4.42. Many participants of all types had concerns about a lack of information-sharing. Several housing staff mentioned difficulties in getting particular information, such as:

  • Systematic and early notification of people admitted to custody from their area.
  • Confirmation from the SPS of whether or not someone was in prison (e.g. before starting abandonment procedures).
  • Referral information.
  • Release dates.

4.43. Some prison and reintegration staff said it could be difficult to find out about the work some housing staff had done with an individual (and vice versa for some housing staff).

4.44. It was noted that, even where joint protocols were in place, these were generally a number of years old, and had not been reviewed regularly.
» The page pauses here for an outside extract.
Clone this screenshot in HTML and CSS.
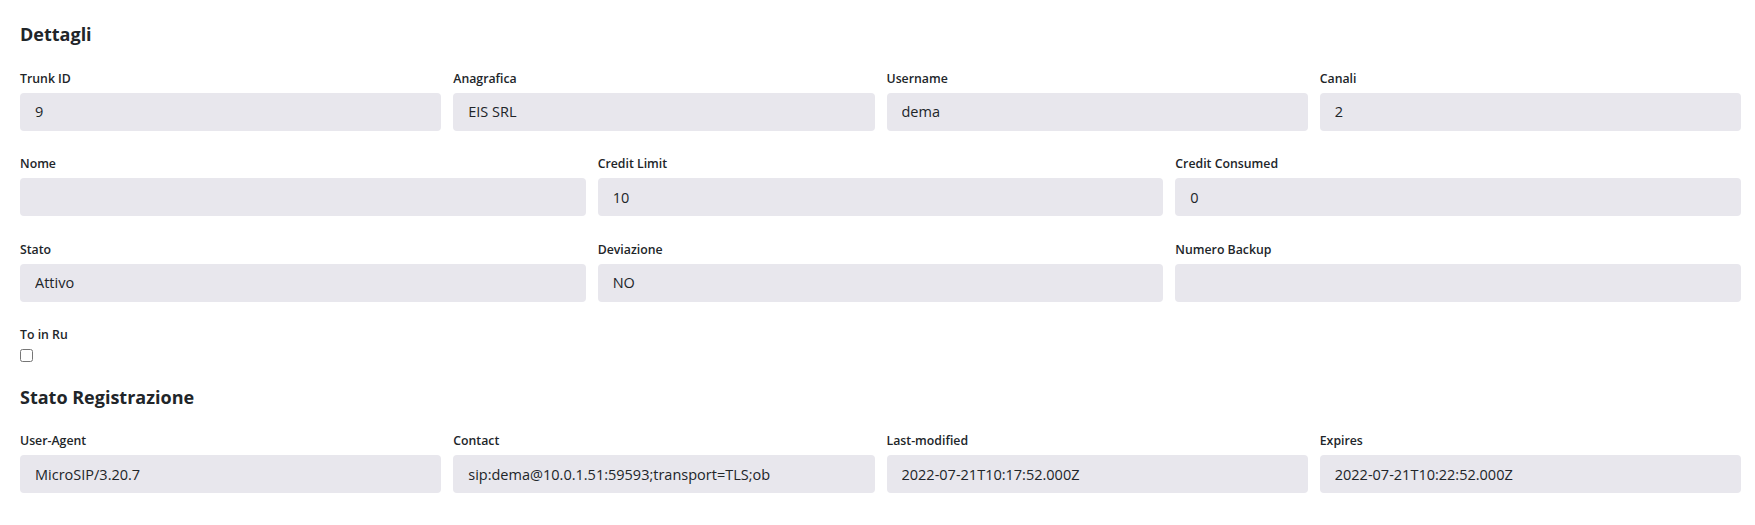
FILE: index.html
```html
<!DOCTYPE html>
<html lang="it">
<head>
  <meta charset="UTF-8">
  <meta name="viewport" content="width=device-width, initial-scale=1.0">
  <title>Dettagli Trunk</title>
  <link rel="stylesheet" href="styles.css">
</head>
<body>
  <div class="container">
    <h3>Dettagli</h3>

    <div class="row cols-4">
      <div class="field">
        <label>Trunk ID</label>
        <input type="text" readonly value="9">
      </div>
      <div class="field">
        <label>Anagrafica</label>
        <input type="text" readonly value="EIS SRL">
      </div>
      <div class="field">
        <label>Username</label>
        <input type="text" readonly value="dema">
      </div>
      <div class="field">
        <label>Canali</label>
        <input type="text" readonly value="2">
      </div>
    </div>

    <div class="row cols-3">
      <div class="field">
        <label>Nome</label>
        <input type="text" readonly value="">
      </div>
      <div class="field">
        <label>Credit Limit</label>
        <input type="text" readonly value="10">
      </div>
      <div class="field">
        <label>Credit Consumed</label>
        <input type="text" readonly value="0">
      </div>
    </div>

    <div class="row cols-3">
      <div class="field">
        <label>Stato</label>
        <input type="text" readonly value="Attivo">
      </div>
      <div class="field">
        <label>Deviazione</label>
        <input type="text" readonly value="NO">
      </div>
      <div class="field">
        <label>Numero Backup</label>
        <input type="text" readonly value="">
      </div>
    </div>

    <div class="row">
      <div class="field">
        <label for="toInRu">To in Ru</label>
        <input type="checkbox" id="toInRu" class="check">
      </div>
    </div>

    <h3>Stato Registrazione</h3>

    <div class="row cols-4">
      <div class="field">
        <label>User-Agent</label>
        <input type="text" readonly value="MicroSIP/3.20.7">
      </div>
      <div class="field">
        <label>Contact</label>
        <input type="text" readonly value="sip:dema@10.0.1.51:59593;transport=TLS;ob">
      </div>
      <div class="field">
        <label>Last-modified</label>
        <input type="text" readonly value="2022-07-21T10:17:52.000Z">
      </div>
      <div class="field">
        <label>Expires</label>
        <input type="text" readonly value="2022-07-21T10:22:52.000Z">
      </div>
    </div>
  </div>
</body>
</html>
```

FILE: styles.css
```css
html, body {
  margin: 0;
  padding: 0;
  background: #fff;
  color: #212529;
  font-family: 'Open Sans', 'Noto Sans', sans-serif;
}

.container {
  padding: 24px 14px 0 20px;
  box-sizing: border-box;
}

h3 {
  margin: 0 0 24px 0;
  font-size: 18px;
  line-height: 1.2;
  font-weight: 700;
  color: #212529;
}

.row {
  display: grid;
  column-gap: 12px;
  margin-bottom: 24.5px;
}

.cols-4 {
  grid-template-columns: repeat(4, 1fr);
}

.cols-3 {
  grid-template-columns: repeat(3, 1fr);
}

.field {
  display: flex;
  flex-direction: column;
  align-items: stretch;
}

label {
  display: block;
  font-size: 12.3px;
  line-height: 18px;
  font-weight: 600;
  color: #212529;
  margin-bottom: 5px;
}

input[type="text"] {
  height: 38px;
  padding: 0 15px;
  border: none;
  border-radius: 4px;
  background: #e8e7ed;
  color: #212529;
  font-size: 14.5px;
  font-family: 'Open Sans', 'Noto Sans', sans-serif;
  box-sizing: border-box;
  width: 100%;
  outline: none;
}

.check {
  width: 13px;
  height: 13px;
  margin: 0;
  align-self: flex-start;
}
```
Some staff (from a range of services) suggested that concerns about the Data Protection Act appeared to constrain information-sharing, even where protocols were in place.

4.45. It was suggested that all of these factors could lead to:

  • Lack of clarity of roles and responsibilities.
  • Tensions between services.
  • Some non-housing staff dealing with work where they lacked relevant expertise.
  • A lack of onward referral to other appropriate services.
  • Duplication and / or gaps in support.
  • Competing demands on individuals (e.g. numerous applications to Registered Social Landlords [RSLs]; re-telling their "story" to different services; overlapping appointments etc.).

4.46. A few concerns were also raised about the information provided by some prisons and housing staff to individuals who served short sentences. Examples included:

  • An overall lack of information, out of date information or poor advice.
  • A reliance on noticeboards and written information rather than face to face contact.
  • Lack of feedback about actions taken on an individual’s behalf.

Resource limitations

4.47. Virtually all staff (of all types) perceived barriers due to resource limitations, including in the availability of accommodation (pgh 4.19), funding and staffing. There was a common view that there was an overall climate of funding constraint which affected all services (public and third sector) and had led to a reduction in some provision.

4.48. Some housing staff stated that it was difficult, with severe pressure on their capacity, to continue to put resources into prison, noting the difficulty of prioritising between the needs of different client groups. An example was given where an in-prison service had been funded for three years, then was not funded for the subsequent year. At the time of the research, month to month funding was being provided. One local authority stated that they had insufficient resources for an in-prison service.

4.49. One third sector organisation stated that funding constraints limited the nature and extent of their work to sustain tenancies. Others expressed concerns about the implications of short-term funding on the sustainability of their services.

4.50. Staff of all types stated that staffing constraints were affecting many services. Some prison and housing staff described overall staff shortages, and one example was given of a housing team within a local authority operating at 50% of its previous staffing level.

4.51. Prison staff had concerns about gaps in services due to non-replacement of staff, while staff of all types stated that staff turnover led to a loss of expertise and continuity. Further, an example was given where the loss of administrative support to an in-prison housing service had reduced the amount of staff time available for case work. Housing and reintegration staff mentioned a high level of demand for their services, high workloads and a need, at times, to focus only on the most urgent cases.

Gaps in knowledge and awareness of housing issues and services

4.52. Many participants stated that gaps in knowledge and awareness of issues among staff could be a barrier to effective service provision. Staff of all types said they were not always aware of the services available outside their own areas of expertise. Prison staff noted that non-prison services did not always understand the complexity of issues facing people who served short sentences. Staff of all types stated that non-housing services did not always understand housing issues, nor the actions that could be taken.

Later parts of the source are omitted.